A friend of mine gave me a 2in. 4 digit seven segment display. But when I sat down and looked at it, I found it has 7 pins on one side and 5 on the other and no indicators of its pinout on it. The only information I could gleam from it was the (presumably its model number) which said "PARA LIGHT A-5V4G-12-U1 H H0615". I searched online for it but only found ambiguous information that didn't help me. I have a feeling this is a fairly easy question, if so: sorry I am a noob.
Without an image of the display, I'll have to guess. With 12 pins in total, what you most likely have is: 8 pins for 7 segments and the decimal point, and 4 COMMON anodes or cathodes, a detail you will have to discover yourself. This process requires a power source that can safely light LEDs. A multimeter in diode test mode will do since theres usually about 2 V across the probes and some internal resistance, enough to light up the LEDs in the display, though they wont be very bright. I will try to list the minimum number of steps needed to determine the pinout using this method.

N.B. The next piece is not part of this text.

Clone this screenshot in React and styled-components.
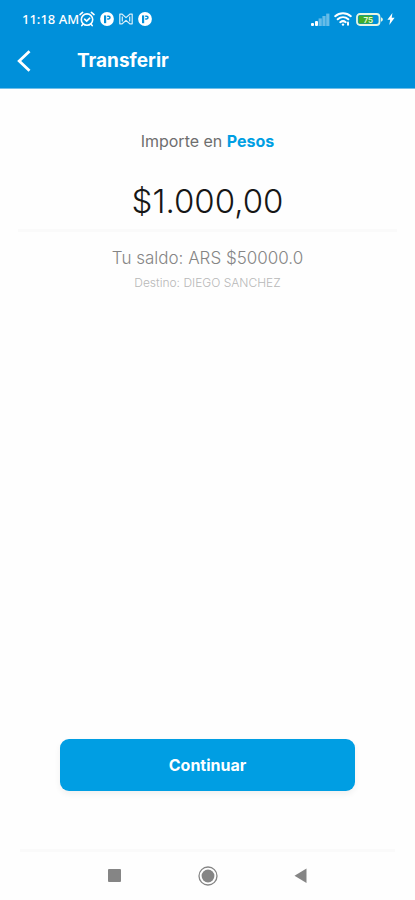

Using a multimeter set to diode test mode, place the red probe on any pin (though its good to start at the edges). Now lazily run (i.e. make contact) the black probe through the remaining pins. If the display is a common anode display, you should see the all the segments of a particular digit (not different digits) light up in sequence.
Else, keep running the black probe through the pins until any segment at all lights up. Hold the black probe on that pin that caused the segment to turn on. Now run the red probe through the other pins. If all the segments of a particular digit light up in sequence, this indicates a common cathode display.
Another possibility is that no segment lights up at all, despite steps 1 & 2. Substitute the red probe, where it is held steady, for the black probe. Run the red probe through the remaining pins. If all the segments of a particular digit light up, then the display is a common cathode display.
On the other hand, if no digit's segments light up sequentially while running the red probe through the pins, but at least one segment of any digit lights up, then hold the red probe steady on its current pin, and run the black probe instead through the other pins. If all the segments of a digit light up in sequence, then you have a common anode display.
Take note of the pin that was held constant, in any of the cases above.
Now that you know what kind of display you have, you now need to discover the pinout for the segments and common anodes/cathodes. Get paper and pen so you can label each pin with its function. Create a table with pin numbers in one column (pin 1 - 12) and the pin functions (which you will find out) in the second column.
- This image shows the segment labels. During the testing above, one probe (PROBE A) was held steady on one pin while the other (PROBE B) was run through the other pins. This caused all the segments of a digit to turn on. The pin connected steadily to PROBE A is the COMMON pin for the digit whose segments lit up. So in your table, Pin xx = COMMON for Digit yy.
- To get the COMMON for other digits, move PROBE A to another pin and run PROBE B through the other pins until another digit has all its segments turned on in sequence. The pin connected to PROBE A is the COMMON for that digit. Include this in your table. Repeat until you have identified the COMMON for each digit.
- Finally to get the segment pins A - G and DP, place PROBE A on any of the COMMONs you have in your table and run PROBE B through the other pins. Each time a segment lights up, the pin connected to PROBE B should be associated with that segment's label in your table. E.g. if segment C lights up when PROBE B is on pin 10, then the table should have something like pin 10 = C. Keep going until you have all the segment pins identified.